#### Data for the task

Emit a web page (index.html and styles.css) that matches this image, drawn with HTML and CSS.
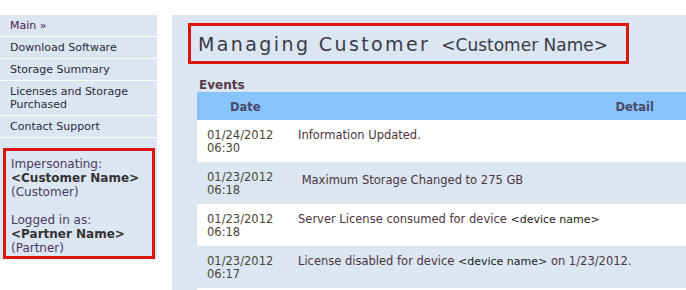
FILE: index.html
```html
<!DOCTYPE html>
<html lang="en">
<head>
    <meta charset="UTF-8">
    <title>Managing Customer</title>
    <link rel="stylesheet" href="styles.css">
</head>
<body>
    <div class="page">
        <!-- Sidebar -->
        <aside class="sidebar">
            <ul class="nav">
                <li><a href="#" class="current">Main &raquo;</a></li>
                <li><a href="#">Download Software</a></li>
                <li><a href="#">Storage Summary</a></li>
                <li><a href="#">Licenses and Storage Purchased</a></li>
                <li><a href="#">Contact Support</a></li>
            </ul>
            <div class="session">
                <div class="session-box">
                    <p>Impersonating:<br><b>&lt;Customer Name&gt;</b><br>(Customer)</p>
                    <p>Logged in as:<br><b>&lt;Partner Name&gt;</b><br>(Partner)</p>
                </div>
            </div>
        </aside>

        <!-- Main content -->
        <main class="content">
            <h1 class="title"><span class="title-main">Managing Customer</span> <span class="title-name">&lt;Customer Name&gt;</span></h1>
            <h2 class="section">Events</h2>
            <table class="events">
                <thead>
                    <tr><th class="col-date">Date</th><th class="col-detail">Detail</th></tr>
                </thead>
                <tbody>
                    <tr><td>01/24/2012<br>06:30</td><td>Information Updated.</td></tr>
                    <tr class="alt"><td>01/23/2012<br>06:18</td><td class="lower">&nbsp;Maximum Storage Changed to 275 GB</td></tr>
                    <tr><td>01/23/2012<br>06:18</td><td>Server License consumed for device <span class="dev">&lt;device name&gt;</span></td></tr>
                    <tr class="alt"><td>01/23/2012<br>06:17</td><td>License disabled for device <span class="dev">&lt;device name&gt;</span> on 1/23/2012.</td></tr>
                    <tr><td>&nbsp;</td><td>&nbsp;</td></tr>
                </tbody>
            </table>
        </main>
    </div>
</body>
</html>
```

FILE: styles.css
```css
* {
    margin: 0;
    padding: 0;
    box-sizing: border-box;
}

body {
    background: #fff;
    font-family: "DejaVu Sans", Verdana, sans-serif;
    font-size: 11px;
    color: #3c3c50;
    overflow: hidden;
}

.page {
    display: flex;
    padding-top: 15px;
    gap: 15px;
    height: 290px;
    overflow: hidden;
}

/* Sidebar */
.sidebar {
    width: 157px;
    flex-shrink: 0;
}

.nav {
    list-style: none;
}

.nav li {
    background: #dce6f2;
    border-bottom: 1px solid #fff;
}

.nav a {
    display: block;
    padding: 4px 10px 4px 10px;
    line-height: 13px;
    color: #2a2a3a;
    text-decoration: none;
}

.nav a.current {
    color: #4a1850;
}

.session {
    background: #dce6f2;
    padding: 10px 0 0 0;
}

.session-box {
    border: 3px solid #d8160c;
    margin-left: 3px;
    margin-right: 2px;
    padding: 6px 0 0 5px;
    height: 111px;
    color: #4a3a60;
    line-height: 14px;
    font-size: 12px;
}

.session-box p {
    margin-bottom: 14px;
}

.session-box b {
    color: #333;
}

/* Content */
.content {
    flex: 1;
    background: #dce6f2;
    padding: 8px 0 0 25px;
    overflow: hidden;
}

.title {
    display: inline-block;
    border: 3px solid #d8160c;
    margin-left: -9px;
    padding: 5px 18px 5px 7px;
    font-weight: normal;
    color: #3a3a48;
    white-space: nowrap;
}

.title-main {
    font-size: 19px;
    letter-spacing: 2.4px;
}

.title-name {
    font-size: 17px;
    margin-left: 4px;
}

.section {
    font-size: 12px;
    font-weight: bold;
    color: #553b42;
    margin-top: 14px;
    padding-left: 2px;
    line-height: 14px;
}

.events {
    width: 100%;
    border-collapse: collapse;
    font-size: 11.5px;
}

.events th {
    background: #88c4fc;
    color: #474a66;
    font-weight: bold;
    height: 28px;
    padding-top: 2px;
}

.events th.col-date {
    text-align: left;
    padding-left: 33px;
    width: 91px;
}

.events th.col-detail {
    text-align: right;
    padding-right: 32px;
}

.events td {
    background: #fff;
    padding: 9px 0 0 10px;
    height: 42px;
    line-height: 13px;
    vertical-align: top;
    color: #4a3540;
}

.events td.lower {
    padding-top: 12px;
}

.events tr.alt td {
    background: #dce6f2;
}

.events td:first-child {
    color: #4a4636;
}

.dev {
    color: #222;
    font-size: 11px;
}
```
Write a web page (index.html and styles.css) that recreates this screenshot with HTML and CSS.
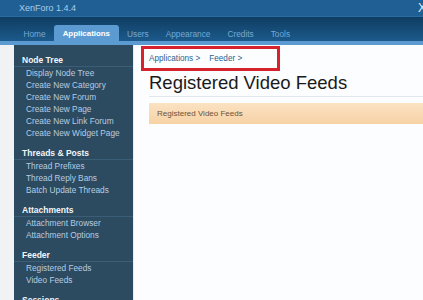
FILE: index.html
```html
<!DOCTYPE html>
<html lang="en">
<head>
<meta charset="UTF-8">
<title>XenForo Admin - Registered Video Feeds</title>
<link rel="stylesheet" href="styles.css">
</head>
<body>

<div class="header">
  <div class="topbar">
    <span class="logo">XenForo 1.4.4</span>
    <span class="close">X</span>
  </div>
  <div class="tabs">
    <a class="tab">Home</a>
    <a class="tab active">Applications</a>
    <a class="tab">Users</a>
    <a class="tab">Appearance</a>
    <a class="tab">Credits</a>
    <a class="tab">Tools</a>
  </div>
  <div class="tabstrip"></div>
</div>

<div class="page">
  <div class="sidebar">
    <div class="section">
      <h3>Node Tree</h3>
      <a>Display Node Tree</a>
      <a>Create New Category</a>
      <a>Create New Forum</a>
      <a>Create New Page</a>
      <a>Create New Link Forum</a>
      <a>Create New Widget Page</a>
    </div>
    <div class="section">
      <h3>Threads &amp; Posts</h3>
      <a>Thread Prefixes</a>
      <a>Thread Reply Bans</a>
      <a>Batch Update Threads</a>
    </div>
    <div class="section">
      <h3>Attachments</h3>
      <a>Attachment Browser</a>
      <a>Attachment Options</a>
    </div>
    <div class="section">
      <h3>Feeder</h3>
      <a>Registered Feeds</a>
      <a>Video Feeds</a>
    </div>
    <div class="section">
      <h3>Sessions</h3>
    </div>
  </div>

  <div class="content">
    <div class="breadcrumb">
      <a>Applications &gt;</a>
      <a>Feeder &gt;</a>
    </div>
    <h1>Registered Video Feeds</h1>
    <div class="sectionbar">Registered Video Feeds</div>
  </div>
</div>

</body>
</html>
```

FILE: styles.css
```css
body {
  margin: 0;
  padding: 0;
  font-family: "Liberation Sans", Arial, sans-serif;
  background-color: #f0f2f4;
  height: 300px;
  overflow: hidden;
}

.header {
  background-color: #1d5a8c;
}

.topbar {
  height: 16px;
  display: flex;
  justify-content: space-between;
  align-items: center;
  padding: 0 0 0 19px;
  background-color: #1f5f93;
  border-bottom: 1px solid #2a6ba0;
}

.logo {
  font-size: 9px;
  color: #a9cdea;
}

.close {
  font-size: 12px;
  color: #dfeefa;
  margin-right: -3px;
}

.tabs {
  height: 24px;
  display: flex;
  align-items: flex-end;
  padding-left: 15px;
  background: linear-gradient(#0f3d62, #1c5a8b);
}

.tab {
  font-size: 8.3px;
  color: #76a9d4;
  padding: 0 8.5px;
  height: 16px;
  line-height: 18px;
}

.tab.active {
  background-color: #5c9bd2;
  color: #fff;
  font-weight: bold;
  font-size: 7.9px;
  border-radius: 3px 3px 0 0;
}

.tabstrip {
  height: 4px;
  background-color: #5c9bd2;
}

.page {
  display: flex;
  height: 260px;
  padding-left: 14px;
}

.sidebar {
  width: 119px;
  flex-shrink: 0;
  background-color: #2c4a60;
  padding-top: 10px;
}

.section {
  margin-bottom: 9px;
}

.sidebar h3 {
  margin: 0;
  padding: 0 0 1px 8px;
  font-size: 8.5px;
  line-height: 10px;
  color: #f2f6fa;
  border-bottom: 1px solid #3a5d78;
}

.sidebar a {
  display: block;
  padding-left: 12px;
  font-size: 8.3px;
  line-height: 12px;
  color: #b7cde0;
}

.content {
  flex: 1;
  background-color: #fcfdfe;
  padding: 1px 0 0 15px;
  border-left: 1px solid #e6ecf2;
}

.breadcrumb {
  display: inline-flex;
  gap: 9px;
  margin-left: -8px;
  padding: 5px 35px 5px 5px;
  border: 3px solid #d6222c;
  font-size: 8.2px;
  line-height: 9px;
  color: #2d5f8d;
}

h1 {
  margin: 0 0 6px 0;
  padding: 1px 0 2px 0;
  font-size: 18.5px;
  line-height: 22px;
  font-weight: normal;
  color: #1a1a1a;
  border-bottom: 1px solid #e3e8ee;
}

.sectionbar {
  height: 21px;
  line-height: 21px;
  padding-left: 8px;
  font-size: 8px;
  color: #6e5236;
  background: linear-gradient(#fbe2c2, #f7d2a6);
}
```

########

Aim:
Look through the listing above. Pick out each line with "this" and copy it.

Exercise result:
Emit a web page (index.html and styles.css) that matches this image, drawn with HTML and CSS.
Write a web page (index.html and styles.css) that recreates this screenshot with HTML and CSS.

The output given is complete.